* Written request: Transcribe everything in the data word for word. Pictures are left out.
— BEGIN Dataset records —
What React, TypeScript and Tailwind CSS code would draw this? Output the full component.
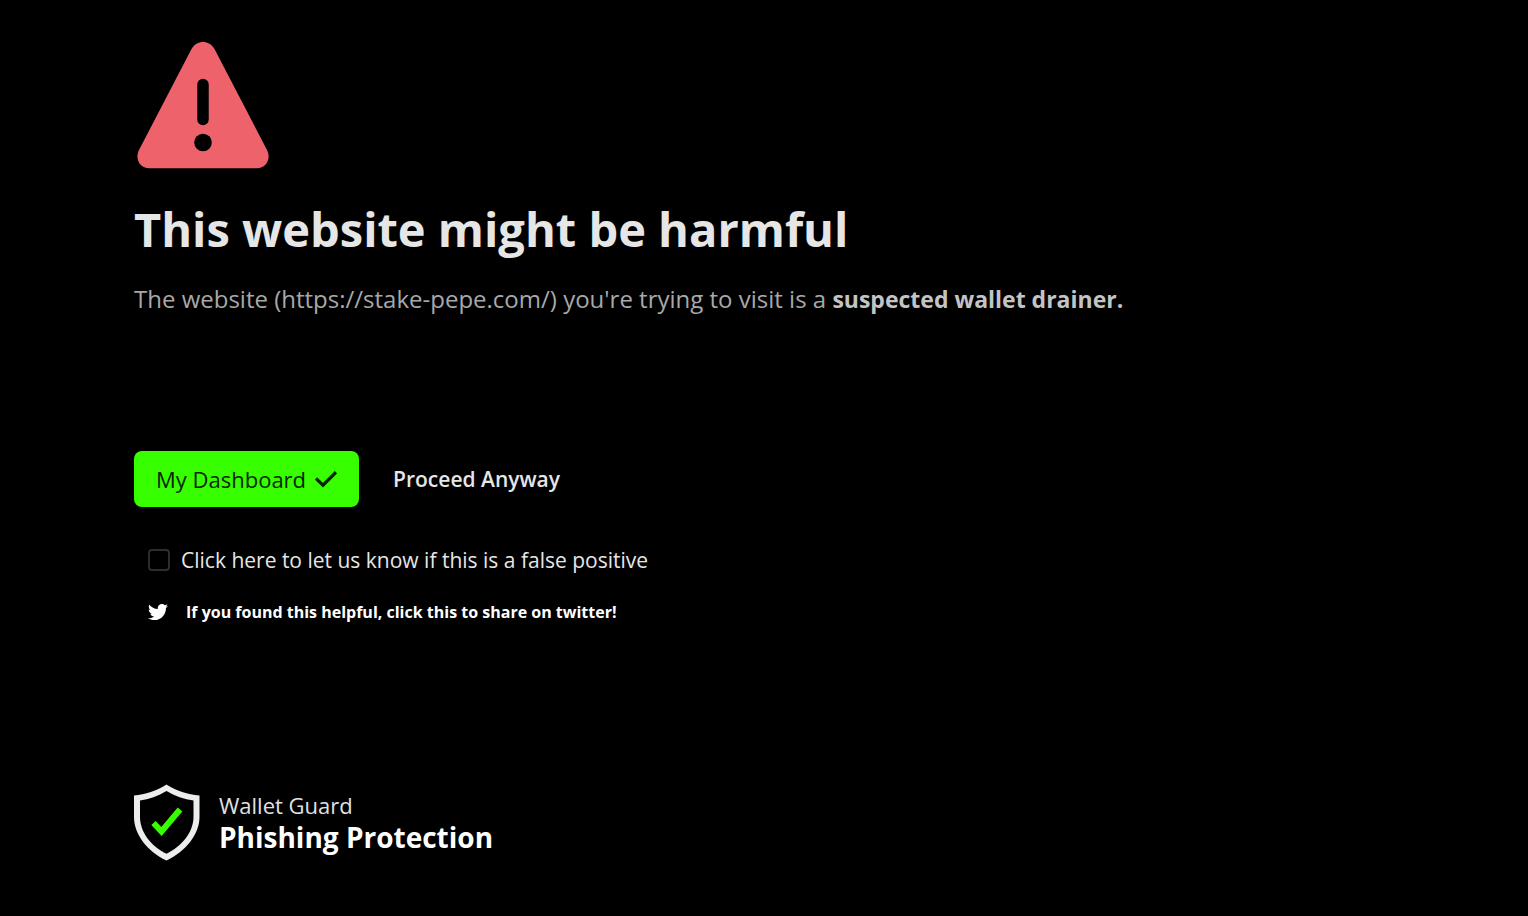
import { FaTwitter } from "react-icons/fa";

export default function App() {
  return (
    <div className="min-h-screen bg-black px-[134px] pt-[41px] pb-12 font-['Open_Sans','Noto_Sans',sans-serif] text-[#e6e6e6]">
      <main>
        <svg className="ml-[3px] h-32 w-[132px]" viewBox="0 0 132 128" role="img" aria-label="Warning">
          <path fill="#ee636b" d="M54.500 8C59.500-1.500 72.500-1.500 77.500 8L130 109C134.500 118 129 127.300 120 127.300H12C3 127.300-2.500 118 2 109Z" />
          <path d="M66 43.500V78.500" stroke="#000" strokeWidth="11.500" strokeLinecap="round" />
          <circle cx="66" cy="101.500" r="8.800" />
        </svg>
        <h1 className="mt-7 text-[47px] leading-16 font-bold">This website might be harmful</h1>
        <p className="mt-5 text-[24px] leading-9 text-[#a8a8a8]">
          The website (https://stake-pepe.com/) you're trying to visit is a{" "}
          <strong className="text-[23px] font-bold text-[#c4c4c4]">suspected wallet drainer.</strong>
        </p>
        <div className="mt-[134px] flex items-center gap-[34px]">
          <button type="button" className="flex h-14 items-center gap-[9px] rounded-lg bg-[#37ff00] px-[22px] text-[22px] font-medium text-[#062606]">
            My Dashboard
            <svg className="h-[22px] w-[22px]" viewBox="0 0 22 22" fill="none" stroke="#082408" strokeWidth="3.200" aria-hidden="true">
              <path d="M1 10.500L8 17.200L21 4.200" />
            </svg>
          </button>
          <button type="button" className="text-[21px] leading-8 font-semibold">Proceed Anyway</button>
        </div>
        <label className="mt-[35px] ml-[14px] flex w-fit items-center gap-[11px] text-[21px] leading-9">
          <input type="checkbox" className="h-[22px] w-[22px] appearance-none rounded-sm border-2 border-[#2d2d2d]" />
          Click here to let us know if this is a false positive
        </label>
        <a href="#share" className="mt-[22px] ml-[14px] flex w-fit items-center gap-[18px] text-[16px] leading-6 font-bold text-white">
          <FaTwitter className="h-5 w-5" aria-hidden="true" />
          If you found this helpful, click this to share on twitter!
        </a>
      </main>
      <footer className="mt-40 flex items-center gap-[19px]">
        <svg className="h-[77px] w-[66px]" viewBox="0 0 66 77" fill="none" aria-hidden="true">
          <path fill="#ededed" fillRule="evenodd" d="M32.500 0.500C23 7 11 10.500 0 11.500V33C0 50 13 67.500 32.500 76.500C52 67.500 65.500 50 65.500 33V11.500C54 10.500 42 7 32.500 0.500ZM32.500 7C41 12.200 50 15.500 59.500 16.500V33C59.500 47.500 48.500 62 32.500 69.700C16.500 62 6 47.500 6 33V16.500C15 15.500 24 12.200 32.500 7Z" />
          <path d="M19.500 39L27.500 47.500L46 25.500" stroke="#37ff00" strokeWidth="6" />
        </svg>
        <div className="pb-1">
          <p className="text-[22px] leading-8 text-[#e0e0e0]">Wallet Guard</p>
          <p className="text-[28px] leading-8 font-bold text-white">Phishing Protection</p>
        </div>
      </footer>
    </div>
  );
}
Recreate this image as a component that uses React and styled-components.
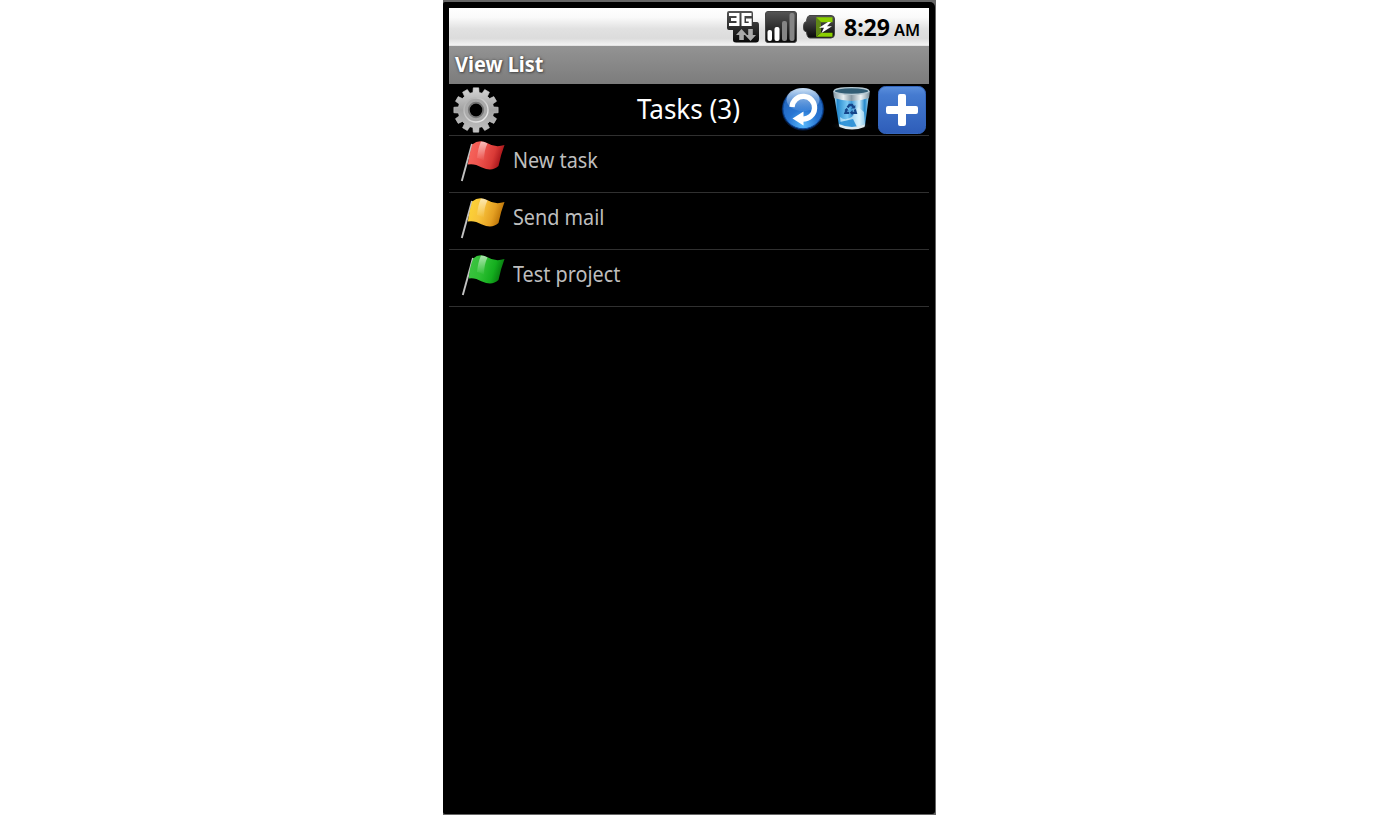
— END Dataset records —
* Worked answer:
What React, TypeScript and Tailwind CSS code would draw this? Output the full component.
import { FaTwitter } from "react-icons/fa";

export default function App() {
  return (
    <div className="min-h-screen bg-black px-[134px] pt-[41px] pb-12 font-['Open_Sans','Noto_Sans',sans-serif] text-[#e6e6e6]">
      <main>
        <svg className="ml-[3px] h-32 w-[132px]" viewBox="0 0 132 128" role="img" aria-label="Warning">
          <path fill="#ee636b" d="M54.500 8C59.500-1.500 72.500-1.500 77.500 8L130 109C134.500 118 129 127.300 120 127.300H12C3 127.300-2.500 118 2 109Z" />
          <path d="M66 43.500V78.500" stroke="#000" strokeWidth="11.500" strokeLinecap="round" />
          <circle cx="66" cy="101.500" r="8.800" />
        </svg>
        <h1 className="mt-7 text-[47px] leading-16 font-bold">This website might be harmful</h1>
        <p className="mt-5 text-[24px] leading-9 text-[#a8a8a8]">
          The website (https://stake-pepe.com/) you're trying to visit is a{" "}
          <strong className="text-[23px] font-bold text-[#c4c4c4]">suspected wallet drainer.</strong>
        </p>
        <div className="mt-[134px] flex items-center gap-[34px]">
          <button type="button" className="flex h-14 items-center gap-[9px] rounded-lg bg-[#37ff00] px-[22px] text-[22px] font-medium text-[#062606]">
            My Dashboard
            <svg className="h-[22px] w-[22px]" viewBox="0 0 22 22" fill="none" stroke="#082408" strokeWidth="3.200" aria-hidden="true">
              <path d="M1 10.500L8 17.200L21 4.200" />
            </svg>
          </button>
          <button type="button" className="text-[21px] leading-8 font-semibold">Proceed Anyway</button>
        </div>
        <label className="mt-[35px] ml-[14px] flex w-fit items-center gap-[11px] text-[21px] leading-9">
          <input type="checkbox" className="h-[22px] w-[22px] appearance-none rounded-sm border-2 border-[#2d2d2d]" />
          Click here to let us know if this is a false positive
        </label>
        <a href="#share" className="mt-[22px] ml-[14px] flex w-fit items-center gap-[18px] text-[16px] leading-6 font-bold text-white">
          <FaTwitter className="h-5 w-5" aria-hidden="true" />
          If you found this helpful, click this to share on twitter!
        </a>
      </main>
      <footer className="mt-40 flex items-center gap-[19px]">
        <svg className="h-[77px] w-[66px]" viewBox="0 0 66 77" fill="none" aria-hidden="true">
          <path fill="#ededed" fillRule="evenodd" d="M32.500 0.500C23 7 11 10.500 0 11.500V33C0 50 13 67.500 32.500 76.500C52 67.500 65.500 50 65.500 33V11.500C54 10.500 42 7 32.500 0.500ZM32.500 7C41 12.200 50 15.500 59.500 16.500V33C59.500 47.500 48.500 62 32.500 69.700C16.500 62 6 47.500 6 33V16.500C15 15.500 24 12.200 32.500 7Z" />
          <path d="M19.500 39L27.500 47.500L46 25.500" stroke="#37ff00" strokeWidth="6" />
        </svg>
        <div className="pb-1">
          <p className="text-[22px] leading-8 text-[#e0e0e0]">Wallet Guard</p>
          <p className="text-[28px] leading-8 font-bold text-white">Phishing Protection</p>
        </div>
      </footer>
    </div>
  );
}
Recreate this image as a component that uses React and styled-components.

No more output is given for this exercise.